Kaitlyn’s mother, Kristina Henik, said it’s hard to imagine how they went from spending time with Kaitlyn last Thanksgiving “to one week later, Dec. 1, surrounding her in the surgical intensive care unit at St. E’s listening to the doctor explain the impact of her head injuries are fatal, praying for a miracle to save her life.
“That was not our daughter laying there, brain dead, no smile, no laugh, no spunk,” she said. “Her father and I will forever recall the pain of walking down that cold hospital hallway to the operating room the next morning, where we sat with her until her heart stopped beating. For what? Why?
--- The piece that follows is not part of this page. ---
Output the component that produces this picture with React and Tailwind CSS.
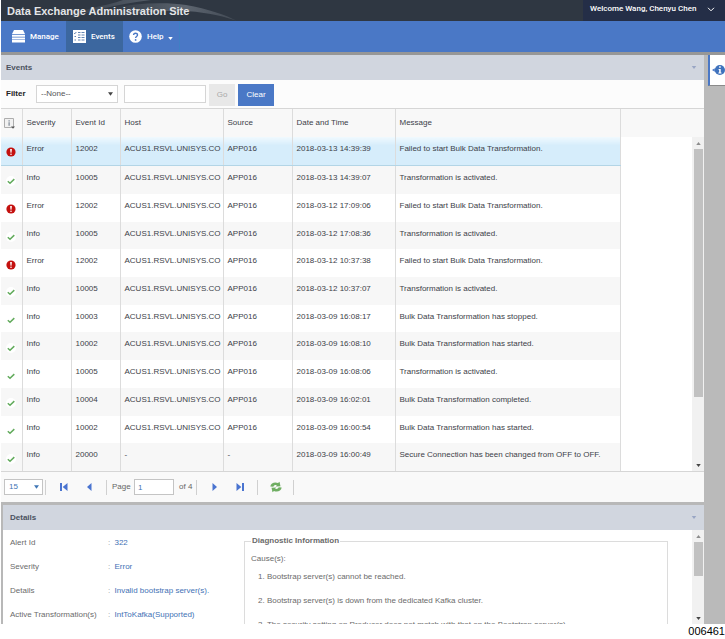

These are things we can’t answer.”
She said the crash that killed her daughter was “no accident.” She said there was “only deliberate, selfish, violent actions of one person. And if not for his actions, we wouldn’t be here today.”
She said the family had “never met” Jenkins, “a stranger to our family.”
Prosecutors say Jenkins left the hospital and was on the loose for eight months. The U.S. Marshals Service asked for the the public’s help to find Jenkins. Marshals eventually located him Aug. 15 hiding under a tarp and blanket in the basement of a home on Upton Avenue and took him into custody.
He had been secretly indicted March 30, and a warrant was issued for his arrest. He pleaded guilty in October to involuntary manslaughter and failure to comply with the order of a police officer in a plea agreement.
Michael Cefalde said after the hearing that his daughter and Jenkins may have been friends, but reports calling Jenkins Kaitlyn’s boyfriend would not be accurate for someone her family had never met.
Henik told Judge Pokorny, who was filling in for Judge R. Scott Krichbaum, that Kaitlyn “is loved dearly and missed by so many. The ripple effect of this tragedy is relentless. It is everlasting, and I will never again receive a call from her ‘Hey, Mom. What’s going on this weekend? What are we doing with the kids? Where are we going?’
“Never again will she be there to cheer her siblings on at the ballfields, to be in a family photo. Sunday afternoon visits that took place in the living room and around the dinner table now happen at the cemetery.”
Jenkins spoke to the judge, saying Kaitlyn’s was “my best friend” and apologized to her family.